After spending every waking minute following the news and its nuances from April through the conclusion of the election season, I was sick and tired of reading the news -- especially when most of what I had read seemed to hold little resemblance to my daily observations. So I began, throughout November, taking just a quick glance at the world, local and national news and spending most of my newspaper time with the comics and the sports pages.
As December crept in, however, I began to take longer and longer and longer peeks at the paper each morning and this week, during a two-hour flight to Houston, which was turned into three because of weather delays, I dove back into the deep water and caught up with the wars and rumors of war in the Middle East and the so-called "fiscal cliff" that our nation's economy seems to be heading toward at breakneck speed.
I would have done better to stick to the funny papers.
I wonder who coined the term "fiscal cliff" to begin with? Mark Bradley claims to have been the first to call Steve Spurrier the "Evil Genius," and I am absolutely certain that I was the first person to combine Todd Gurley and Keith Marshall's names into "Gurshall" in print, but I don't know where the term fiscal cliff originated. It probably came from the same person that guaranteed me a Romney landslide.
All I know is that neither party really seems to want to do a whole lot about solving our financial woes. If they did, something would have been done by now. Where's Henry Clay when you need a good compromise brokered? I know this, though: Nothing good ever came of going over a cliff.
Think about that for a moment or two. Remember the old serial westerns? The posse would be riding full tilt after the bad guys, who would be stirring up such a cloud of dust that the chasers couldn't see a foot in front of their faces. Then the ones in the black hats would turn down a blind canyon, leading the posse headed right toward a cliff -- and then you'd have to come back the next Saturday to find out if they stopped in time.
What we are going through right now isn't much different than that, really. There's a huge cloud of dust being kicked up -- along with something else those old cowpokes had to shovel a right smart amount of -- but the folks who are going to be hurt if this particular cliff is not avoidable are Mr. and Mrs. Everyman, the American taxpayers.
Back in the days of the buffalo there were places in the Great Plains where Indians would chase the buffalo herds over rocky cliffs, causing hundreds of the great beasts to tumble to their deaths. That's not the reason the American bison almost became extinct, but it didn't help. There are places you can go in North Dakota, Montana and the Canadian Rockies and see the skeletal remains of thousands of the great beasts. I wonder which buzzards will pick over the bones of the United States of America when we finally spend ourselves into oblivion.
I'll tell you another place you used to see cliffs -- the Roadrunner cartoons. Beep, beep!
Wile E. Coyote would always be chasing the roadrunner across the New Mexico desert and then the roadrunner would just scoot off the end of a cliff -- but always come up with a parachute or some way to break the fall, and the coyote would always run on air for a few feet, then realize there was nothing supporting him and crash to the ground.

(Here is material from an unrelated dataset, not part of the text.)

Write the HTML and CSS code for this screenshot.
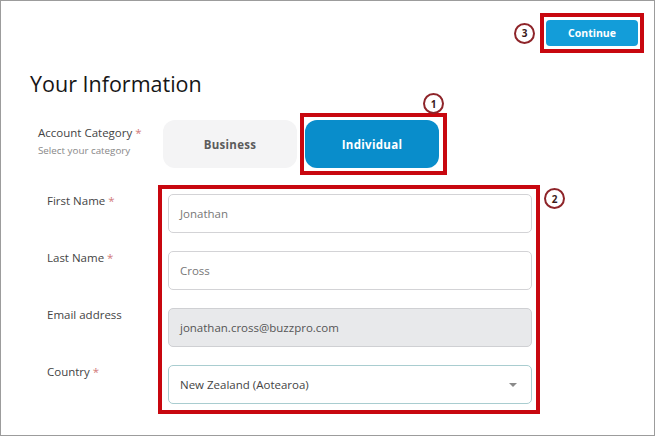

That's exactly, I am afraid, what we are about to experience. We are going to run willy-nilly into 2013 and then look down and realize that we haven't been on sound economic support for a long, long time. Just like Wile E. Coyote, we are going to wind up in a heap at the bottom of a very high and rocky ledge. The fall won't hurt us but the landing is going to be a booger bear, I'm afraid.
One of the papers I read on my flight to Texas said that the schools would be one of the institutions to suffer the most. Give me a break! Do people realize how much educational spending has already been cut? Some counties are already down to 160 days instead of 180 -- and I don't care if you do add a few minutes to each class to make the instructional time work out mathematically -- you cannot teach a child as much in 160 days as you can in 180. It might work in theory, but kids don't go to class in theory, they go in schools that are being shafted already.
The taxpayers cannot afford an elimination of the Bush tax cuts, either. Most folks don't take home enough now and there are more and more people that the taxpayers have to support these days. Unless we all want to wind up at the bottom of some canyon, Congress had better decide to act like grown men and women and quit pretending that they are watching cartoons and western serials.
Just remember, that cliff looked like fun to Thelma and Louise at the time, but we didn't see anything else of Thelma or Louise.